>> Start DATA TO PROCESS
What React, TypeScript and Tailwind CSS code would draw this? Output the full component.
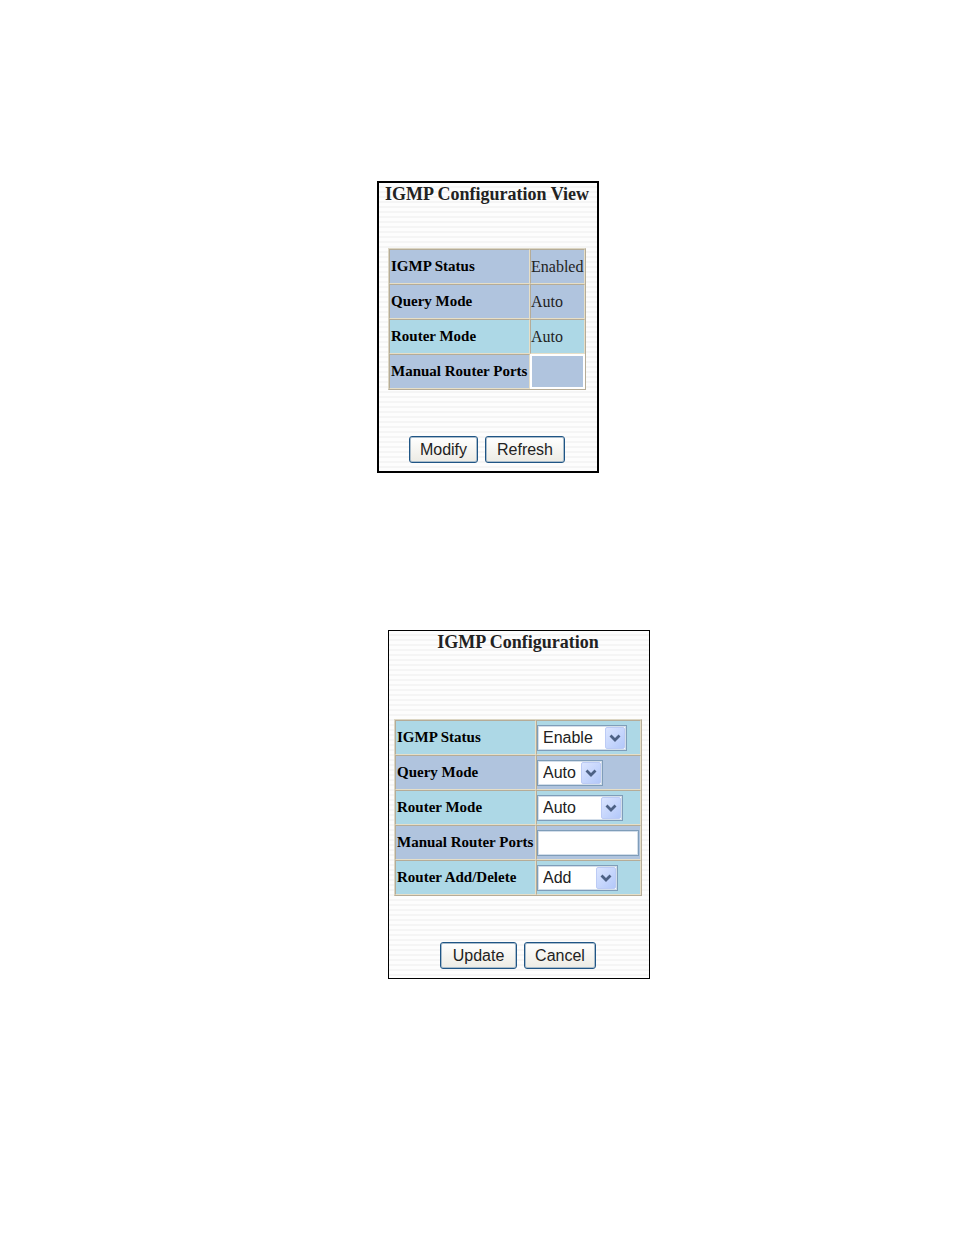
import type { ReactNode } from 'react';
import clsx from 'clsx';

const STRIPES = 'bg-[repeating-linear-gradient(to_bottom,#fdfdfd_0px,#fdfdfd_3px,#f5f5f5_3px,#f5f5f5_5px)]';
const CELL = 'h-[35px] border border-t-[#b5ac98] border-l-[#b5ac98] border-r-[#e6dfc8] border-b-[#e6dfc8]';
const TABLE = 'border-separate border-spacing-0 border border-t-[#dcd6c4] border-l-[#dcd6c4] border-r-[#b5ac98] border-b-[#b5ac98]';

const viewRows = [
    { label: 'IGMP Status', value: 'Enabled', light: false },
    { label: 'Query Mode', value: 'Auto', light: false },
    { label: 'Router Mode', value: 'Auto', light: true },
    { label: 'Manual Router Ports', value: '', light: false },
];

function Button({ children, className }: { children: ReactNode; className: string }) {
    return (
        <button
            type="button"
            className={clsx(
                'h-[27px] rounded-[3px] border border-[#1f5585] bg-linear-to-b from-white to-[#ecebe4] font-["Liberation_Sans",sans-serif] text-base leading-[24px] text-[#222] inset-shadow-[0_0_0_1px_#a9bccb]',
                className
            )}
        >
            {children}
        </button>
    );
}

interface SelectProps {
    id: string;
    options: string[];
    className: string;
}

function Select({ id, options, className }: SelectProps) {
    return (
        <div className={clsx('relative h-[26px]', className)}>
            <select
                id={id}
                className="block h-full w-full appearance-none border border-[#7f9db9] bg-white pl-[5px] font-['Liberation_Sans',sans-serif] text-base leading-[24px] text-[#222] inset-shadow-[0_0_0_1px_#d3deea]"
            >
                {options.map((option) => (
                    <option key={option}>{option}</option>
                ))}
            </select>
            <span className="pointer-events-none absolute top-[2px] right-[2px] flex h-[22px] w-5 items-center justify-center rounded-xs border border-[#bccbf5] bg-linear-to-br from-[#dbe5ff] to-[#b3c8f9]">
                <svg width="12" height="10" viewBox="0 0 12 10" fill="none">
                    <path d="M1.5 2.5 L6 7 L10.5 2.5" stroke="#4d6185" strokeWidth="2.8" />
                </svg>
            </span>
        </div>
    );
}

function FormRow({ id, label, light, children }: { id: string; label: string; light?: boolean; children: ReactNode }) {
    return (
        <tr className={light ? 'bg-[#add8e6]' : 'bg-[#b0c4de]'}>
            <th scope="row" className={clsx(CELL, 'w-[141px] pl-px text-left text-[15px] font-bold whitespace-nowrap')}>
                <label htmlFor={id}>{label}</label>
            </th>
            <td className={clsx(CELL, 'w-[105px]')}>{children}</td>
        </tr>
    );
}

function ConfigurationView() {
    return (
        <section className={clsx('flex w-[222px] flex-col items-center border-2 border-black pr-[2px] pb-2', STRIPES)}>
            <h2 className="mb-[43px] text-lg leading-[22px] font-bold whitespace-nowrap text-[#222]">IGMP Configuration View</h2>
            <table className={TABLE}>
                <tbody>
                    {viewRows.map((row) => (
                        <tr key={row.label} className={row.light ? 'bg-[#add8e6]' : 'bg-[#b0c4de]'}>
                            <th scope="row" className={clsx(CELL, 'w-[141px] pl-px text-left text-[15px] font-bold whitespace-nowrap')}>
                                {row.label}
                            </th>
                            <td className={clsx(row.value ? CELL : 'h-[35px] border-2 border-white', 'w-[55px] text-base text-[#222]')}>
                                {row.value}
                            </td>
                        </tr>
                    ))}
                </tbody>
            </table>
            <div className="mt-[46px] flex gap-[7px]">
                <Button className="w-[69px]">Modify</Button>
                <Button className="w-20">Refresh</Button>
            </div>
        </section>
    );
}

function ConfigurationForm() {
    return (
        <form className={clsx('flex w-[262px] flex-col items-center border border-black pr-[2px] pb-[9px]', STRIPES)}>
            <h2 className="mb-[66px] text-lg leading-[22px] font-bold text-[#222]">IGMP Configuration</h2>
            <table className={TABLE}>
                <tbody>
                    <FormRow id="igmp-status" label="IGMP Status" light>
                        <Select id="igmp-status" options={['Enable', 'Disable']} className="w-[90px]" />
                    </FormRow>
                    <FormRow id="query-mode" label="Query Mode">
                        <Select id="query-mode" options={['Auto']} className="w-[66px]" />
                    </FormRow>
                    <FormRow id="router-mode" label="Router Mode" light>
                        <Select id="router-mode" options={['Auto', 'Manual']} className="w-[86px]" />
                    </FormRow>
                    <FormRow id="router-ports" label="Manual Router Ports">
                        <input
                            id="router-ports"
                            type="text"
                            className="block h-[26px] w-[102px] border border-[#7f9db9] bg-white px-[5px] font-['Liberation_Sans',sans-serif] text-base inset-shadow-[0_0_0_1px_#d3deea]"
                        />
                    </FormRow>
                    <FormRow id="router-action" label="Router Add/Delete" light>
                        <Select id="router-action" options={['Add', 'Delete']} className="w-[81px]" />
                    </FormRow>
                </tbody>
            </table>
            <div className="mt-[46px] flex gap-[7px]">
                <Button className="w-[77px]">Update</Button>
                <Button className="w-[72px]">Cancel</Button>
            </div>
        </form>
    );
}

export default function App() {
    return (
        <main className="flex min-h-screen flex-col items-center bg-white pt-[181px] font-['Liberation_Serif',serif] text-black">
            <div className="pl-[22px]">
                <ConfigurationView />
            </div>
            <div className="mt-[157px] pl-[84px]">
                <ConfigurationForm />
            </div>
        </main>
    );
}
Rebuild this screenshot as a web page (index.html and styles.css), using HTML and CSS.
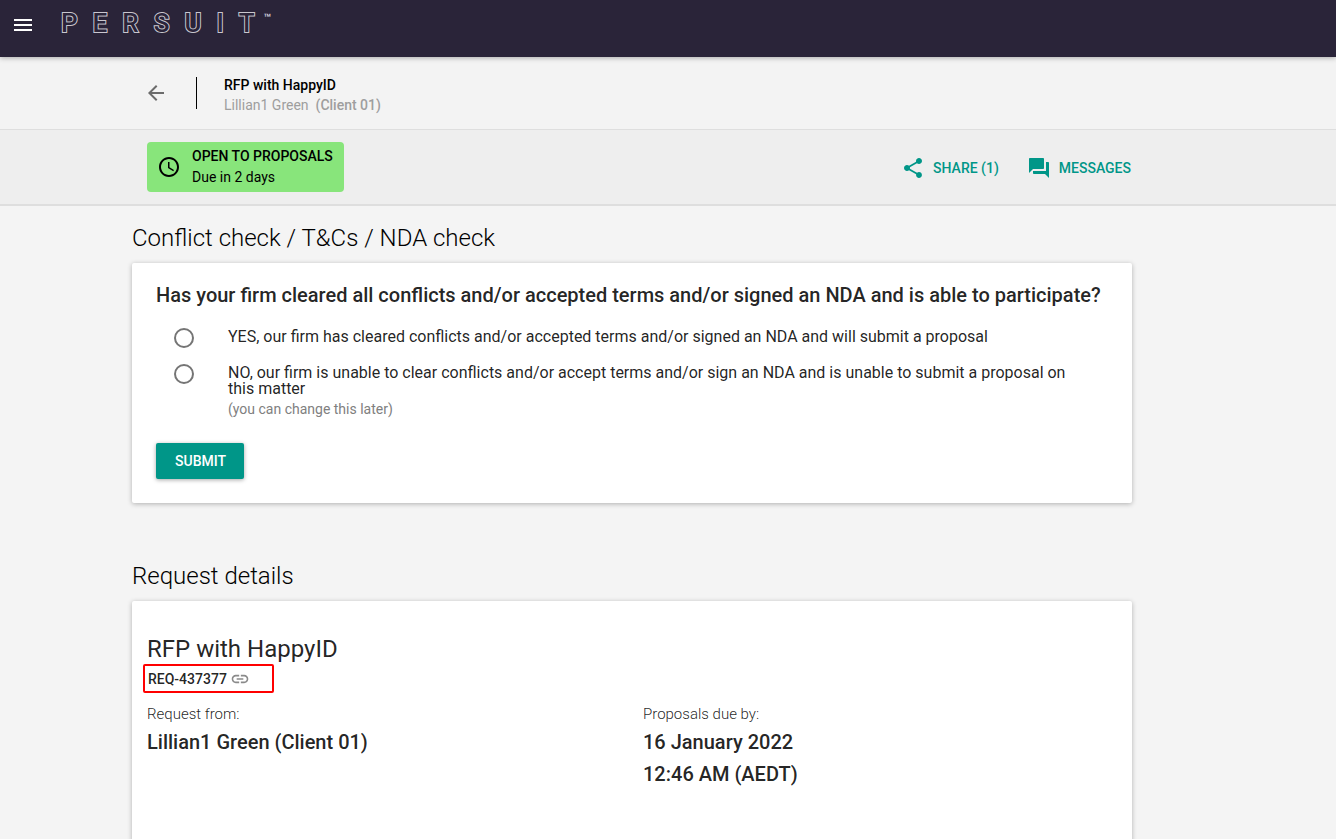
>> End DATA TO PROCESS
- EXERCISE TASK
Print every record above exactly as written, leaving out the pictures.

- ANSWER TO THE TASK
What React, TypeScript and Tailwind CSS code would draw this? Output the full component.
import type { ReactNode } from 'react';
import clsx from 'clsx';

const STRIPES = 'bg-[repeating-linear-gradient(to_bottom,#fdfdfd_0px,#fdfdfd_3px,#f5f5f5_3px,#f5f5f5_5px)]';
const CELL = 'h-[35px] border border-t-[#b5ac98] border-l-[#b5ac98] border-r-[#e6dfc8] border-b-[#e6dfc8]';
const TABLE = 'border-separate border-spacing-0 border border-t-[#dcd6c4] border-l-[#dcd6c4] border-r-[#b5ac98] border-b-[#b5ac98]';

const viewRows = [
    { label: 'IGMP Status', value: 'Enabled', light: false },
    { label: 'Query Mode', value: 'Auto', light: false },
    { label: 'Router Mode', value: 'Auto', light: true },
    { label: 'Manual Router Ports', value: '', light: false },
];

function Button({ children, className }: { children: ReactNode; className: string }) {
    return (
        <button
            type="button"
            className={clsx(
                'h-[27px] rounded-[3px] border border-[#1f5585] bg-linear-to-b from-white to-[#ecebe4] font-["Liberation_Sans",sans-serif] text-base leading-[24px] text-[#222] inset-shadow-[0_0_0_1px_#a9bccb]',
                className
            )}
        >
            {children}
        </button>
    );
}

interface SelectProps {
    id: string;
    options: string[];
    className: string;
}

function Select({ id, options, className }: SelectProps) {
    return (
        <div className={clsx('relative h-[26px]', className)}>
            <select
                id={id}
                className="block h-full w-full appearance-none border border-[#7f9db9] bg-white pl-[5px] font-['Liberation_Sans',sans-serif] text-base leading-[24px] text-[#222] inset-shadow-[0_0_0_1px_#d3deea]"
            >
                {options.map((option) => (
                    <option key={option}>{option}</option>
                ))}
            </select>
            <span className="pointer-events-none absolute top-[2px] right-[2px] flex h-[22px] w-5 items-center justify-center rounded-xs border border-[#bccbf5] bg-linear-to-br from-[#dbe5ff] to-[#b3c8f9]">
                <svg width="12" height="10" viewBox="0 0 12 10" fill="none">
                    <path d="M1.5 2.5 L6 7 L10.5 2.5" stroke="#4d6185" strokeWidth="2.8" />
                </svg>
            </span>
        </div>
    );
}

function FormRow({ id, label, light, children }: { id: string; label: string; light?: boolean; children: ReactNode }) {
    return (
        <tr className={light ? 'bg-[#add8e6]' : 'bg-[#b0c4de]'}>
            <th scope="row" className={clsx(CELL, 'w-[141px] pl-px text-left text-[15px] font-bold whitespace-nowrap')}>
                <label htmlFor={id}>{label}</label>
            </th>
            <td className={clsx(CELL, 'w-[105px]')}>{children}</td>
        </tr>
    );
}

function ConfigurationView() {
    return (
        <section className={clsx('flex w-[222px] flex-col items-center border-2 border-black pr-[2px] pb-2', STRIPES)}>
            <h2 className="mb-[43px] text-lg leading-[22px] font-bold whitespace-nowrap text-[#222]">IGMP Configuration View</h2>
            <table className={TABLE}>
                <tbody>
                    {viewRows.map((row) => (
                        <tr key={row.label} className={row.light ? 'bg-[#add8e6]' : 'bg-[#b0c4de]'}>
                            <th scope="row" className={clsx(CELL, 'w-[141px] pl-px text-left text-[15px] font-bold whitespace-nowrap')}>
                                {row.label}
                            </th>
                            <td className={clsx(row.value ? CELL : 'h-[35px] border-2 border-white', 'w-[55px] text-base text-[#222]')}>
                                {row.value}
                            </td>
                        </tr>
                    ))}
                </tbody>
            </table>
            <div className="mt-[46px] flex gap-[7px]">
                <Button className="w-[69px]">Modify</Button>
                <Button className="w-20">Refresh</Button>
            </div>
        </section>
    );
}

function ConfigurationForm() {
    return (
        <form className={clsx('flex w-[262px] flex-col items-center border border-black pr-[2px] pb-[9px]', STRIPES)}>
            <h2 className="mb-[66px] text-lg leading-[22px] font-bold text-[#222]">IGMP Configuration</h2>
            <table className={TABLE}>
                <tbody>
                    <FormRow id="igmp-status" label="IGMP Status" light>
                        <Select id="igmp-status" options={['Enable', 'Disable']} className="w-[90px]" />
                    </FormRow>
                    <FormRow id="query-mode" label="Query Mode">
                        <Select id="query-mode" options={['Auto']} className="w-[66px]" />
                    </FormRow>
                    <FormRow id="router-mode" label="Router Mode" light>
                        <Select id="router-mode" options={['Auto', 'Manual']} className="w-[86px]" />
                    </FormRow>
                    <FormRow id="router-ports" label="Manual Router Ports">
                        <input
                            id="router-ports"
                            type="text"
                            className="block h-[26px] w-[102px] border border-[#7f9db9] bg-white px-[5px] font-['Liberation_Sans',sans-serif] text-base inset-shadow-[0_0_0_1px_#d3deea]"
                        />
                    </FormRow>
                    <FormRow id="router-action" label="Router Add/Delete" light>
                        <Select id="router-action" options={['Add', 'Delete']} className="w-[81px]" />
                    </FormRow>
                </tbody>
            </table>
            <div className="mt-[46px] flex gap-[7px]">
                <Button className="w-[77px]">Update</Button>
                <Button className="w-[72px]">Cancel</Button>
            </div>
        </form>
    );
}

export default function App() {
    return (
        <main className="flex min-h-screen flex-col items-center bg-white pt-[181px] font-['Liberation_Serif',serif] text-black">
            <div className="pl-[22px]">
                <ConfigurationView />
            </div>
            <div className="mt-[157px] pl-[84px]">
                <ConfigurationForm />
            </div>
        </main>
    );
}
Rebuild this screenshot as a web page (index.html and styles.css), using HTML and CSS.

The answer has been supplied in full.